La sixième extinction de masse des espèces est bel et bien en marche. « Lors d'une extinction de masse, un nombre important d'espèces disparaissent dans le monde sur une période de temps relativement courte à l'échelle des temps géologiques », explique Futura-Sciences. « Il existe, certes, un processus naturel d'extinction des espèces (la durée de vie d'une espèce est de l'ordre de 5 à 10 millions d'années), mais le processus s'accélère lors d'une extinction de masse. »

À la différence que, pour cette sixième extinction (la précédente ayant conduit à la disparition des dinosaures 65 millions d'années plus tôt), elle est non seulement 1000 fois supérieure au taux naturel d’extinction des animaux et les Hommes en sont les seuls responsables. Oui, les seuls, et c’est inédit dans l’histoire de l'humanité.

« D’après une étude publiée en juin 2013 dans Science Advances, le taux d’extinction des espèces pourrait être 100 fois plus élevé que lors des précédentes extinctions massives – et encore, ne sont pris en compte que les animaux dont nous avons une bonne connaissance. Les océans et les forêts de notre planète cachent un nombre indéterminé d’espèces, qui disparaîtront pour la plupart avant même que nous n’en ayons entendu parler », indique, pour sa part, National Geographic.

Un « filet de sécurité étiré jusqu'à son point de rupture »

Les scientifiques du monde entier, qui tentent depuis de longues années d’alerter sur la gravité de cette situation, ont listé dans le rapport, par ordre, cinq facteurs de la disparition de la biodiversité : les changements d’usage des terres et de la mer (agriculture, déforestation), l'exploitation directe des ressources (pêche, chasse), le changement climatique, les pollutions et les espèces exotiques invasives.
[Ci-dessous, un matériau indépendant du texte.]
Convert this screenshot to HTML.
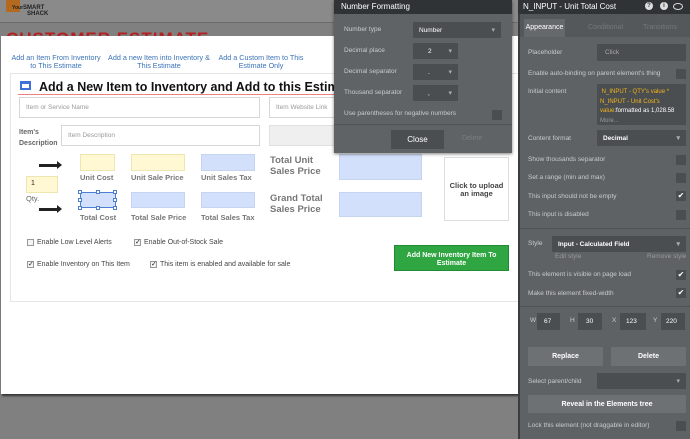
<!DOCTYPE html>
<html><head><meta charset="utf-8"><style>
*{margin:0;padding:0;box-sizing:border-box}
body{width:690px;height:439px;overflow:hidden;background:#808080;font-family:"Liberation Sans",sans-serif;position:relative}
.a{position:absolute}
.t{position:absolute;white-space:nowrap}
.lnk{position:absolute;color:#3b73b9;font-size:7.2px;text-align:center;line-height:8px;white-space:nowrap}
.inp{position:absolute;border:1px solid #d6d6d6;background:#fff;font-size:6.5px;color:#999;padding:0 6px;display:flex;align-items:center}
.y{position:absolute;background:#fff8d2;border:1px solid #eee6b0}
.b{position:absolute;background:#d2e0fb;border:1px solid #c5d4f0}
.lbl{position:absolute;font-size:7.5px;color:#777;font-weight:bold;white-space:nowrap}
.big{position:absolute;font-size:9.5px;color:#777;font-weight:bold;line-height:11px}
.cb{position:absolute;font-size:7px;color:#444;white-space:nowrap;display:flex;align-items:center}
.cb i{display:inline-block;width:7px;height:7px;border:1px solid #999;background:#f4f4f4;margin-right:3px;font-style:normal;font-size:7px;line-height:5px;color:#222;text-align:center}
.arr{position:absolute;width:20px;height:3px;background:#222}
.arr:after{content:"";position:absolute;right:-3px;top:-3px;border-left:5px solid #222;border-top:4.5px solid transparent;border-bottom:4.5px solid transparent}
.p{position:absolute;font-size:6.5px;color:#c9cbcd;white-space:nowrap}
.f{position:absolute;background:#4a4e51;font-size:6.5px;color:#fff;display:flex;align-items:center;padding-left:6px;white-space:nowrap}
.ck{position:absolute;width:10px;height:10px;background:#4a4e51;color:#fff;font-size:8px;line-height:10px;text-align:center}
.dd:after{content:"▾";position:absolute;right:6px;font-size:7px;color:#aaa}
.btn{position:absolute;background:#6d7174;color:#fff;font-size:7px;font-weight:bold;display:flex;align-items:center;justify-content:center}
.h{position:absolute;height:1px;background:#4e5255}
</style></head><body>
<div class="a" style="left:0;top:0;width:690px;height:22px;background:#8a8a8a"></div>
<div class="a" style="left:6px;top:0;width:14px;height:12px;background:#b36a1f"></div>
<div class="t" style="left:12px;top:5px;font-size:5px;font-weight:bold;color:#222">Your<span style="font-size:6px">SMART</span></div>
<div class="t" style="left:27px;top:11px;font-size:6px;font-weight:bold;color:#222">SHACK</div>
<div class="a" style="left:0;top:22px;width:690px;height:1px;background:#6a6a6a"></div>
<div class="t" style="left:6px;top:29px;font-size:17px;font-weight:bold;color:#b42020;letter-spacing:1px">CUSTOMER ESTIMATE</div>
<div class="a" style="left:1px;top:36px;width:517px;height:358px;background:#fff;box-shadow:1px 2px 2px rgba(0,0,0,.6)"></div>
<div class="lnk" style="left:8px;top:54px;width:96px">Add an Item From Inventory<br>to This Estimate</div>
<div class="lnk" style="left:104px;top:54px;width:110px">Add a new Item into Inventory &amp;<br>This Estimate</div>
<div class="lnk" style="left:214px;top:54px;width:94px">Add a Custom Item to This<br>Estimate Only</div>
<div class="a" style="left:10px;top:73px;width:508px;height:229px;border:1px solid #e6e6e6;border-right:none"></div>
<div class="a" style="left:20px;top:81px;width:11px;height:9px;border:2px solid #3f6fd8;border-top-width:3px"></div>
<div class="t" style="left:39px;top:80px;font-size:12.5px;font-weight:bold;color:#111">Add a New Item to Inventory and Add to this Estimate</div>
<div class="a" style="left:18px;top:94px;width:318px;height:1px;background:#f08080"></div>
<div class="inp" style="left:19px;top:97px;width:241px;height:21px">Item or Service Name</div>
<div class="inp" style="left:269px;top:97px;width:80px;height:21px">Item Website Link</div>
<div class="t" style="left:19px;top:127px;font-size:7px;font-weight:bold;color:#666;line-height:11px">Item's<br>Description</div>
<div class="inp" style="left:61px;top:125px;width:199px;height:21px">Item Description</div>
<div class="a" style="left:269px;top:125px;width:80px;height:21px;background:#efefef;border:1px solid #e0e0e0"></div>
<div class="arr" style="left:39px;top:164px"></div>
<div class="arr" style="left:39px;top:208px"></div>
<div class="y" style="left:80px;top:154px;width:35px;height:17px"></div>
<div class="y" style="left:131px;top:154px;width:54px;height:17px"></div>
<div class="b" style="left:201px;top:154px;width:54px;height:17px"></div>
<div class="lbl" style="left:80px;top:173px">Unit Cost</div>
<div class="lbl" style="left:131px;top:173px">Unit Sale Price</div>
<div class="lbl" style="left:201px;top:173px">Unit Sales Tax</div>
<div class="y" style="left:26px;top:176px;width:32px;height:17px;font-size:7px;color:#222;padding:3px 4px">1</div>
<div class="lbl" style="left:26px;top:194px;font-weight:normal;color:#666">Qty.</div>
<div class="b" style="left:80px;top:192px;width:36px;height:16px;border:1px solid #4a7fd4"></div>
<div class="a" style="left:78px;top:190px;width:4px;height:4px;border:1px solid #4a7fd4;background:#fff"></div>
<div class="a" style="left:96px;top:190px;width:4px;height:4px;border:1px solid #4a7fd4;background:#fff"></div>
<div class="a" style="left:113px;top:190px;width:4px;height:4px;border:1px solid #4a7fd4;background:#fff"></div>
<div class="a" style="left:78px;top:198px;width:4px;height:4px;border:1px solid #4a7fd4;background:#fff"></div>
<div class="a" style="left:113px;top:198px;width:4px;height:4px;border:1px solid #4a7fd4;background:#fff"></div>
<div class="a" style="left:78px;top:206px;width:4px;height:4px;border:1px solid #4a7fd4;background:#fff"></div>
<div class="a" style="left:96px;top:206px;width:4px;height:4px;border:1px solid #4a7fd4;background:#fff"></div>
<div class="a" style="left:113px;top:206px;width:4px;height:4px;border:1px solid #4a7fd4;background:#fff"></div>
<div class="b" style="left:131px;top:192px;width:54px;height:16px"></div>
<div class="b" style="left:201px;top:192px;width:54px;height:16px"></div>
<div class="lbl" style="left:80px;top:213px">Total Cost</div>
<div class="lbl" style="left:131px;top:213px">Total Sale Price</div>
<div class="lbl" style="left:201px;top:213px">Total Sales Tax</div>
<div class="big" style="left:270px;top:155px">Total Unit<br>Sales Price</div>
<div class="big" style="left:270px;top:193px">Grand Total<br>Sales Price</div>
<div class="b" style="left:339px;top:154px;width:83px;height:26px"></div>
<div class="b" style="left:339px;top:192px;width:83px;height:25px"></div>
<div class="a" style="left:444px;top:157px;width:65px;height:64px;border:1px solid #ddd;font-size:7.5px;font-weight:bold;color:#444;text-align:center;padding-top:24px;line-height:8px">Click to upload<br>an image</div>
<div class="cb" style="left:27px;top:239px"><i></i>Enable Low Level Alerts</div>
<div class="cb" style="left:134px;top:239px"><i>✓</i>Enable Out-of-Stock Sale</div>
<div class="cb" style="left:27px;top:261px"><i>✓</i>Enable Inventory on This Item</div>
<div class="cb" style="left:150px;top:261px"><i>✓</i>This item is enabled and available for sale</div>
<div class="a" style="left:394px;top:245px;width:115px;height:26px;background:#2fa642;border:1px solid #238a34;color:#fff;font-size:7px;font-weight:bold;text-align:center;line-height:7.5px;padding-top:6px">Add New Inventory Item To<br>Estimate</div>
<div class="a" style="left:334px;top:0;width:178px;height:153px;background:#5f6366;box-shadow:0 1px 3px rgba(0,0,0,.5)"></div>
<div class="a" style="left:334px;top:0;width:178px;height:14px;background:#2f3336"></div>
<div class="t" style="left:341px;top:2px;font-size:8px;color:#fff">Number Formatting</div>
<div class="p" style="left:344px;top:26px">Number type</div>
<div class="f dd" style="left:413px;top:22px;width:88px;height:16px">Number</div>
<div class="p" style="left:344px;top:47px">Decimal place</div>
<div class="f dd" style="left:413px;top:43px;width:45px;height:16px;padding-left:15px">2</div>
<div class="p" style="left:344px;top:68px">Decimal separator</div>
<div class="f dd" style="left:413px;top:64px;width:45px;height:16px;padding-left:15px">.</div>
<div class="p" style="left:344px;top:89px">Thousand separator</div>
<div class="f dd" style="left:413px;top:85px;width:45px;height:16px;padding-left:15px">,</div>
<div class="p" style="left:344px;top:110px">Use parentheses for negative numbers</div>
<div class="ck" style="left:492px;top:110px"></div>
<div class="h" style="left:334px;top:124px;width:178px"></div>
<div class="a" style="left:391px;top:130px;width:53px;height:19px;background:#4a4e51;color:#fff;font-size:8px;display:flex;align-items:center;justify-content:center">Close</div>
<div class="t" style="left:462px;top:135px;font-size:7px;color:#7a7e81">Delete</div>
<div class="a" style="left:518px;top:0;width:172px;height:439px;background:#5e6265;border-left:2px solid #3a3d40"></div>
<div class="a" style="left:518px;top:0;width:172px;height:14px;background:#2f3336"></div>
<div class="t" style="left:523px;top:2px;font-size:8px;color:#fff">N_INPUT - Unit Total Cost</div>
<div class="a" style="left:645px;top:2px;width:8px;height:8px;border-radius:50%;background:#ddd;font-size:6px;font-weight:bold;text-align:center;line-height:8px;color:#333">?</div>
<div class="a" style="left:660px;top:2px;width:8px;height:8px;border-radius:50%;background:#ddd;font-size:6px;font-weight:bold;text-align:center;line-height:8px;color:#333">i</div>
<div class="a" style="left:673px;top:3px;width:10px;height:7px;border-radius:50%;border:1px solid #ddd"></div>
<div class="a" style="left:520px;top:14px;width:170px;height:23px;background:#54585b"></div>
<div class="a" style="left:524px;top:19px;width:41px;height:18px;background:#65696c;color:#fff;font-size:7px;text-align:center;line-height:18px">Appearance</div>
<div class="t" style="left:588px;top:24px;font-size:7px;color:#74787b">Conditional</div>
<div class="t" style="left:643px;top:24px;font-size:7px;color:#74787b">Transitions</div>
<div class="p" style="left:528px;top:49px">Placeholder</div>
<div class="f" style="left:597px;top:44px;width:89px;height:17px;color:#aaa;padding-left:8px">Click</div>
<div class="p" style="left:528px;top:70px">Enable auto-binding on parent element's thing</div>
<div class="ck" style="left:676px;top:69px"></div>
<div class="p" style="left:528px;top:88px">Initial content</div>
<div class="f" style="left:597px;top:84px;width:89px;height:41px;display:block;padding:4px 3px;font-size:6px;line-height:9.5px;color:#f3b51b">&nbsp;N_INPUT - QTY's value *<br>N_INPUT - Unit Cost's<br>value<span style="color:#fff">:formatted as 1,028.58</span><br><span style="color:#999">More...</span></div>
<div class="p" style="left:528px;top:135px">Content format</div>
<div class="f dd" style="left:597px;top:130px;width:89px;height:16px;font-weight:bold">Decimal</div>
<div class="p" style="left:528px;top:156px">Show thousands separator</div><div class="ck" style="left:676px;top:155px"></div>
<div class="p" style="left:528px;top:174px">Set a range (min and max)</div><div class="ck" style="left:676px;top:173px"></div>
<div class="p" style="left:528px;top:193px">This input should not be empty</div><div class="ck" style="left:676px;top:191px">✔</div>
<div class="p" style="left:528px;top:211px">This input is disabled</div><div class="ck" style="left:676px;top:210px"></div>
<div class="h" style="left:520px;top:228px;width:170px"></div>
<div class="p" style="left:528px;top:240px">Style</div>
<div class="f dd" style="left:552px;top:236px;width:134px;height:16px;font-weight:bold">Input - Calculated Field</div>
<div class="p" style="left:555px;top:253px;color:#999">Edit style</div>
<div class="p" style="left:647px;top:253px;color:#999">Remove style</div>
<div class="p" style="left:528px;top:271px">This element is visible on page load</div><div class="ck" style="left:676px;top:270px">✔</div>
<div class="p" style="left:528px;top:290px">Make this element fixed-width</div><div class="ck" style="left:676px;top:288px">✔</div>
<div class="h" style="left:520px;top:306px;width:170px"></div>
<div class="p" style="left:530px;top:317px">W</div><div class="f" style="left:537px;top:313px;width:23px;height:17px;padding-left:7px">67</div>
<div class="p" style="left:570px;top:317px">H</div><div class="f" style="left:578px;top:313px;width:24px;height:17px;padding-left:8px">30</div>
<div class="p" style="left:612px;top:317px">X</div><div class="f" style="left:620px;top:313px;width:26px;height:17px;padding-left:6px">123</div>
<div class="p" style="left:653px;top:317px">Y</div><div class="f" style="left:661px;top:313px;width:24px;height:17px;padding-left:5px">220</div>
<div class="btn" style="left:528px;top:347px;width:75px;height:19px">Replace</div>
<div class="btn" style="left:611px;top:347px;width:75px;height:19px">Delete</div>
<div class="p" style="left:528px;top:378px">Select parent/child</div>
<div class="f dd" style="left:597px;top:373px;width:89px;height:16px"></div>
<div class="btn" style="left:528px;top:395px;width:158px;height:18px">Reveal in the Elements tree</div>
<div class="p" style="left:528px;top:422px">Lock this element (not draggable in editor)</div><div class="ck" style="left:676px;top:421px"></div>
</body></html>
« Les contributions apportées par la biodiversité et la nature aux populations sont notre patrimoine commun et forment le plus important "filet de sécurité" pour la survie de l'humanité. Mais ce filet de sécurité a été étiré jusqu'à son point de rupture », a fait part la professeure Sandra Díaz, qui a co-présidé l'évaluation de l'IPBES.

Un « changement transformateur » de nos sociétés nécessaires

« La santé des écosystèmes dont nous dépendons, ainsi que toutes les autres espèces, se dégrade plus vite que jamais. Nous sommes en train d’éroder les fondements mêmes de nos économies, nos moyens de subsistance, la sécurité alimentaire, la santé et la qualité de vie dans le monde entier », alerte Robert Watson, président de l'IPBES.

« Il n'est pas trop tard pour agir, mais seulement si nous commençons à le faire maintenant à tous les niveaux, du local au mondial », estime-t-il. Pour cela, il faut « un changement transformateur dans les domaines de l’économie, de la société, de la politique et de la technologie » dans nos sociétés « pour restaurer et protéger la nature » et ralentir les « moteurs » de la perte de biodiversité qui menace l'Homme à terme.

L'IPBES « reconnaît l'importance d'inclure différents systèmes de valeurs, intérêts et visions du monde dans la formulation des politiques et des actions », appelant ainsi à « veiller à ce que la participation des peuples autochtones et des communautés locales soit pleine et effective dans la gouvernance, la réforme et le développement des structures d'incitation et à ce que la prise en considération de la biodiversité soit prioritaire dans la planification de tous les secteurs clés ».